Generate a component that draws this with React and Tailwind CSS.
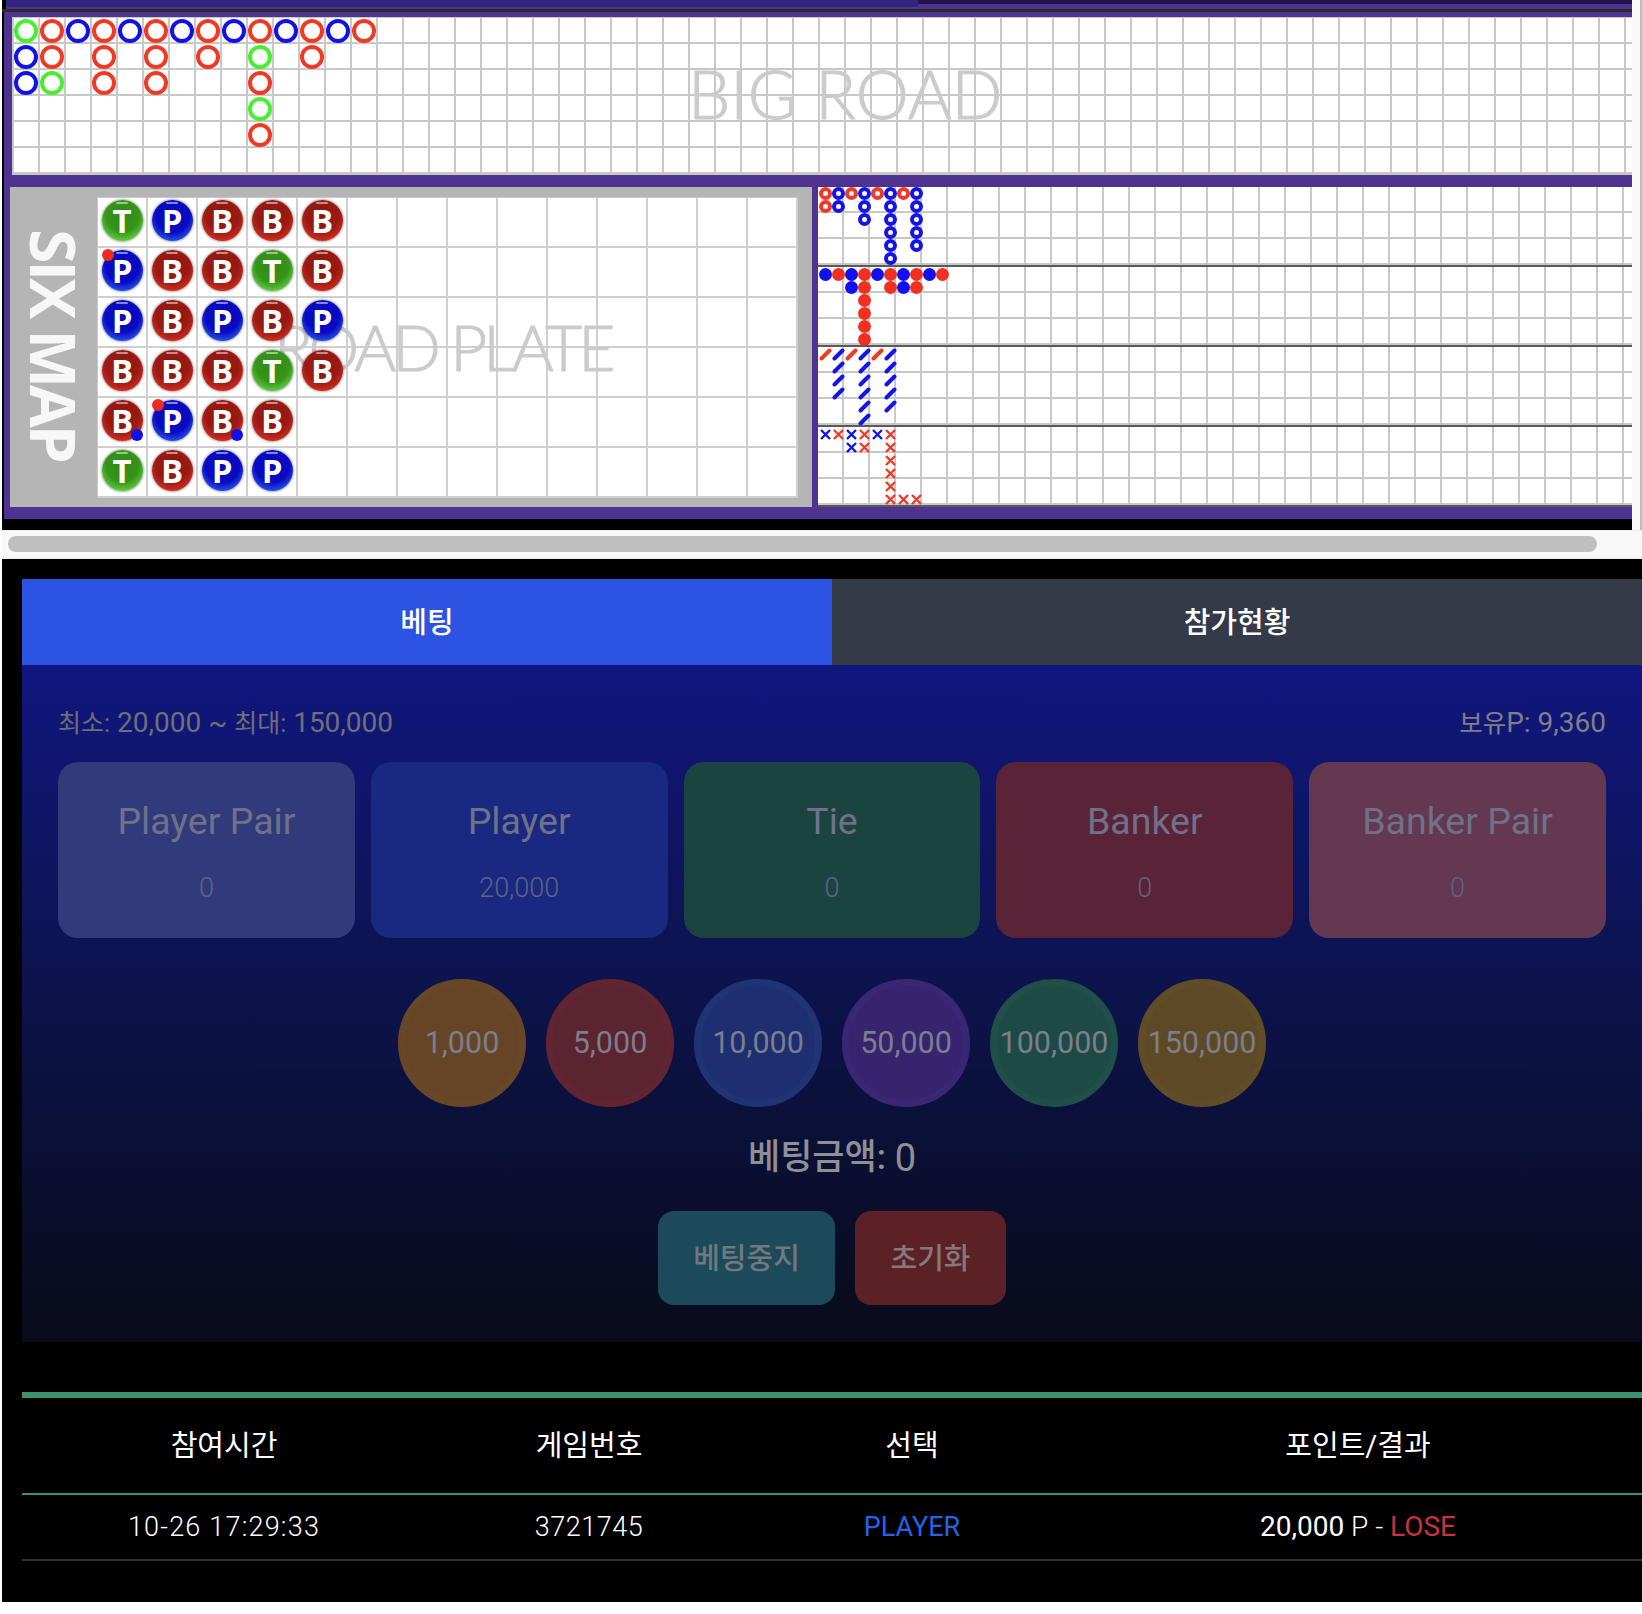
import React from "react";

const bigRoad = [
  ["g", "b", "b"],
  ["r", "r", "g"],
  ["b"],
  ["r", "r", "r"],
  ["b"],
  ["r", "r", "r"],
  ["b"],
  ["r", "r"],
  ["b"],
  ["r", "g", "r", "g", "r"],
  ["b"],
  ["r", "r"],
  ["b"],
  ["r"],
];

const beads = [
  ["T", "Pr", "P", "B", "Bb", "T"],
  ["P", "B", "B", "B", "Pr", "B"],
  ["B", "B", "P", "B", "Bb", "P"],
  ["B", "T", "B", "T", "B", "P"],
  ["B", "B", "P", "B"],
];

const bigEye = ["rr", "bb", "r", "bbb", "r", "bbbbbb", "r", "bbbbb"];
const smallRoad = ["b", "r", "bb", "rrrrrr", "b", "rr", "bb", "rr", "b", "r"];
const cockroach = ["r", "bbbb", "r", "bbbbbb", "r", "bbbbb"];
const extraRoad = ["b", "r", "bb", "rr", "b", "rrrrrr", "_____r", "_____r"];

const ringColor = {
  r: "border-[#ef3b26]",
  b: "border-[#1212e6]",
  g: "border-[#48ef30]",
};

const beadStyle = {
  P: "bg-[radial-gradient(circle_at_50%_38%,#0808b4_0%,#0a0ac4_52%,#2f6cf0_88%,#1a3cc8_100%)]",
  B: "bg-[radial-gradient(circle_at_50%_38%,#8a1610_0%,#9a1a14_50%,#e03422_88%,#a02018_100%)]",
  T: "bg-[radial-gradient(circle_at_50%_38%,#2f8a18_0%,#369418_50%,#6cde4c_88%,#3a9a22_100%)]",
};

function Bead({ code }) {
  const letter = code[0];
  return (
    <div className={`relative w-[41px] h-[41px] rounded-full flex items-center justify-center shadow-[0_0_3px_rgba(0,0,0,0.65)] ${beadStyle[letter]}`}>
      <div className="absolute top-[2px] w-[12px] h-[2px] rounded-full bg-white/50" />
      <span className="font-['Open_Sans',sans-serif] font-bold text-[33px] leading-none text-white">{letter}</span>
      {code[1] === "r" && <div className="absolute left-0 top-[-1px] w-[12px] h-[12px] rounded-full bg-[#f02a1e]" />}
      {code[1] === "b" && <div className="absolute right-0 bottom-[0px] w-[12px] h-[12px] rounded-full bg-[#1010ea]" />}
    </div>
  );
}

function Mark({ kind, color }) {
  const hex = color === "r" ? "#f03a25" : "#1414e6";
  if (kind === "ring") {
    return <div className={`w-[13px] h-[13px] rounded-full border-[4.5px] ${color === "r" ? "border-[#f03a25]" : "border-[#1414e6]"}`} />;
  }
  if (kind === "dot") {
    return <div className={`w-[13px] h-[13px] rounded-full ${color === "r" ? "bg-[#f03020]" : "bg-[#1010f0]"}`} />;
  }
  if (kind === "slash") {
    return (
      <svg width="13" height="13" viewBox="0 0 13 13">
        <path d="M2.5 10.5 L10.5 2.5" stroke={hex} strokeWidth="4" strokeLinecap="round" />
      </svg>
    );
  }
  return (
    <svg width="13" height="13" viewBox="0 0 13 13">
      <path d="M2 2 L11 11 M11 2 L2 11" stroke={hex} strokeWidth="2.4" />
    </svg>
  );
}

function SmallRoad({ data, kind }) {
  return (
    <div className="relative h-[80px] border-b-2 border-[#5a5a5a] bg-white overflow-hidden">
      <div className="grid grid-cols-[repeat(32,26px)] grid-rows-[repeat(3,26px)]">
        {Array.from({ length: 96 }).map((_, i) => (
          <div key={i} className="border-r-2 border-b-2 border-[#c8c8c8]" />
        ))}
      </div>
      <div className={`absolute left-[1px] flex ${kind === "ring" ? "top-0" : "top-[1px]"}`}>
        {data.map((col, c) => (
          <div key={c} className="flex flex-col w-[13px]">
            {col.split("").map((m, r) => (
              <div key={r} className="w-[13px] h-[13px] flex items-center justify-center">
                {m !== "_" && <Mark kind={kind} color={m} />}
              </div>
            ))}
          </div>
        ))}
      </div>
    </div>
  );
}

function BetBox({ title, amount, bg }) {
  return (
    <div className={`h-[176px] rounded-[20px] flex flex-col items-center pt-[36px] ${bg}`}>
      <div className="text-[37.5px] leading-[46px] text-[#6f7189]">{title}</div>
      <div className="mt-[24px] text-[27px] leading-[40px] font-light text-[#5e6283]">{amount}</div>
    </div>
  );
}

const boxes = [
  { title: "Player Pair", amount: "0", bg: "bg-[#313b7c]" },
  { title: "Player", amount: "20,000", bg: "bg-[#192981]" },
  { title: "Tie", amount: "0", bg: "bg-[#1b4441]" },
  { title: "Banker", amount: "0", bg: "bg-[#5b2338]" },
  { title: "Banker Pair", amount: "0", bg: "bg-[#633850]" },
];

const chips = [
  { label: "1,000", bg: "bg-[#654526]", ring: "border-[#684728]" },
  { label: "5,000", bg: "bg-[#5c2330]", ring: "border-[#612532]" },
  { label: "10,000", bg: "bg-[#1d2f70]", ring: "border-[#203375]" },
  { label: "50,000", bg: "bg-[#36246f]", ring: "border-[#392674]" },
  { label: "100,000", bg: "bg-[#1e4a46]", ring: "border-[#204e49]" },
  { label: "150,000", bg: "bg-[#5e4927]", ring: "border-[#614c28]" },
];

export default function App() {
  return (
    <div className="w-full h-[1614px] bg-white overflow-hidden pl-[2px] flex flex-col font-['Roboto','Noto_Sans_CJK_KR',sans-serif]">
      <div className="flex h-[530px] shrink-0">
        <div className="w-[1630px] bg-black flex flex-col">
          {/* top strip */}
          <div className="flex h-[9px] pl-[4px]">
            <div className="w-[912px] bg-[#35247f] border-b-2 border-[#4e3391]" />
            <div className="flex-1 bg-[#1f1450] border-b-[5px] border-[#4e3391]" />
          </div>
          <div className="h-[3px] bg-[#2a2a2a]" />

          <div className="h-[507px] ml-[2px] pl-[6px] pt-[5px] bg-[#4e3391]">
            {/* big road */}
            <div className="relative ml-[2px] h-[158px] overflow-hidden border-l-2 border-t border-b border-[#c8c8c8] bg-white">
              <div className="grid grid-cols-[repeat(63,26px)] grid-rows-[repeat(6,26px)] grid-flow-col">
                {Array.from({ length: 378 }).map((_, i) => {
                  const col = Math.floor(i / 6);
                  const value = bigRoad[col] && bigRoad[col][i % 6];
                  return (
                    <div key={i} className="border-r-2 border-b-2 border-[#c8c8c8] flex items-center justify-center">
                      {value && <div className={`w-[24px] h-[24px] translate-y-[1px] rounded-full border-[4px] ${ringColor[value]}`} />}
                    </div>
                  );
                })}
              </div>
              <div className="absolute left-[674px] top-[37px] font-['Lato',sans-serif] font-light text-[67px] leading-[76px] text-[#cbcbcb] [-webkit-text-stroke:1px_#cbcbcb] whitespace-nowrap">
                BIG ROAD
              </div>
            </div>

            <div className="flex mt-[12px] h-[320px]">
              {/* bead plate */}
              <div className="w-[802px] bg-[#b5b5b6] flex">
                <div className="w-[87px] h-[320px] flex items-center justify-center pb-[4px]">
                  <div className="rotate-90 font-['Open_Sans',sans-serif] font-bold text-[62px] tracking-[-3px] leading-none text-[#f7f7f7] whitespace-nowrap">
                    SIX MAP
                  </div>
                </div>
                <div className="relative mt-[10px] w-[701px] h-[300px] bg-white border-l border-t border-[#c8c8c8] grid grid-cols-[repeat(14,50px)] grid-rows-[repeat(6,50px)] grid-flow-col">
                  {Array.from({ length: 84 }).map((_, i) => (
                    <div key={i} className="border-r-2 border-b-2 border-[#cfcfcf]" />
                  ))}
                  <div className="absolute left-[176px] top-[111px] font-['Lato',sans-serif] font-light text-[64px] tracking-[-4px] leading-[76px] text-[#cbcbcb] [-webkit-text-stroke:1px_#cbcbcb] whitespace-nowrap">
                    ROAD PLATE
                  </div>
                  <div className="absolute left-[-1px] top-[-3px] flex">
                    {beads.map((col, c) => (
                      <div key={c} className="flex flex-col w-[50px]">
                        {col.map((code, r) => (
                          <div key={r} className="w-[50px] h-[50px] flex items-center justify-center">
                            <Bead code={code} />
                          </div>
                        ))}
                      </div>
                    ))}
                  </div>
                </div>
              </div>
              {/* derived roads */}
              <div className="ml-[6px] w-[814px] h-[320px] overflow-hidden">
                <SmallRoad data={bigEye} kind="ring" />
                <SmallRoad data={smallRoad} kind="dot" />
                <SmallRoad data={cockroach} kind="slash" />
                <SmallRoad data={extraRoad} kind="x" />
              </div>
            </div>
          </div>
        </div>
        <div className="flex-1 bg-[#f8f8f8] flex justify-end">
          <div className="w-[2px] bg-[#bdbdbd]" />
        </div>
      </div>

      {/* horizontal scrollbar */}
      <div className="h-[29px] shrink-0 bg-[#f8f8f8] border-t border-b-2 border-[#efefef] flex items-center pl-[6px]">
        <div className="w-[1589px] h-[16px] rounded-full bg-[#bfbfbf]" />
      </div>

      <div className="h-[1043px] shrink-0 bg-black pl-[20px] pt-[20px] overflow-hidden">
        {/* tabs */}
        <div className="flex h-[86px] text-[29px] font-medium text-white">
          <div className="w-[810px] pt-[4px] bg-[#2c53e2] flex items-center justify-center">베팅</div>
          <div className="w-[810px] pt-[4px] bg-[#343a48] flex items-center justify-center">참가현황</div>
        </div>

        {/* bet panel */}
        <div className="w-[1620px] h-[677px] bg-gradient-to-b from-[#11167f] to-[#090a1a] px-[36px] pt-[38px]">
          <div className="flex justify-between h-[39px] pt-[1px] items-center text-[28px] text-[#6f6f78]">
            <span>
              <span className="text-[25px]">최소:</span> 20,000 ~ <span className="text-[25px]">최대:</span> 150,000
            </span>
            <span className="text-[#7f7f85]">
              <span className="text-[25.5px]">보유</span>P: 9,360
            </span>
          </div>

          <div className="grid grid-cols-5 gap-[16px] mt-[20px]">
            {boxes.map((b) => (
              <BetBox key={b.title} {...b} />
            ))}
          </div>

          <div className="flex justify-center gap-[20px] mt-[41px]">
            {chips.map((c) => (
              <div
                key={c.label}
                className={`w-[128px] h-[128px] rounded-full border-[7px] pb-[1px] flex items-center justify-center text-[30.5px] text-[#7b7e8c] ${c.bg} ${c.ring}`}
              >
                {c.label}
              </div>
            ))}
          </div>

          <div className="mt-[27px] h-[45px] pt-[4px] flex items-center justify-center text-[35px] font-medium text-[#8f8f96] whitespace-pre">
            베팅금액: <span className="font-normal text-[38px]">0</span>
          </div>

          <div className="flex justify-center gap-[20px] mt-[32px]">
            <div className="w-[177px] h-[94px] pt-[4px] rounded-[16px] bg-[#1d4a5a] flex items-center justify-center text-[29px] font-medium text-[#72787f]">
              베팅중지
            </div>
            <div className="w-[151px] h-[94px] pt-[4px] rounded-[16px] bg-[#5c2125] flex items-center justify-center text-[29px] font-medium text-[#85777a]">
              초기화
            </div>
          </div>
        </div>

        {/* history */}
        <table className="mt-[50px] w-[1622px] table-fixed border-t-[6px] border-[#3b9270] text-white">
          <colgroup>
            <col className="w-[404px]" />
            <col className="w-[326px]" />
            <col className="w-[320px]" />
            <col className="w-[572px]" />
          </colgroup>
          <thead>
            <tr className="h-[99px] border-b-2 border-[#3b9270] text-[29px]">
              <th className="font-normal pt-[2px]">참여시간</th>
              <th className="font-normal pt-[2px]">게임번호</th>
              <th className="font-normal pt-[2px]">선택</th>
              <th className="font-normal pt-[2px]">포인트/결과</th>
            </tr>
          </thead>
          <tbody>
            <tr className="h-[66px] border-b-2 border-[#333333] text-[27px]">
              <td className="text-center tracking-[1.2px] font-light">10-26 17:29:33</td>
              <td className="text-center tracking-[0.5px] font-light">3721745</td>
              <td className="text-center text-[#2563eb]">PLAYER</td>
              <td className="text-center text-[28px]">
                <span>20,000</span> <span className="font-light">P - </span><span className="text-[#c8333c]">LOSE</span>
              </td>
            </tr>
          </tbody>
        </table>
      </div>
    </div>
  );
}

- [Required task] Omitting all pictures, restate exactly the lines of the material from its start through the line that contains "import React from".

- [Output for this exercise]
Generate a component that draws this with React and Tailwind CSS.
import React from "react";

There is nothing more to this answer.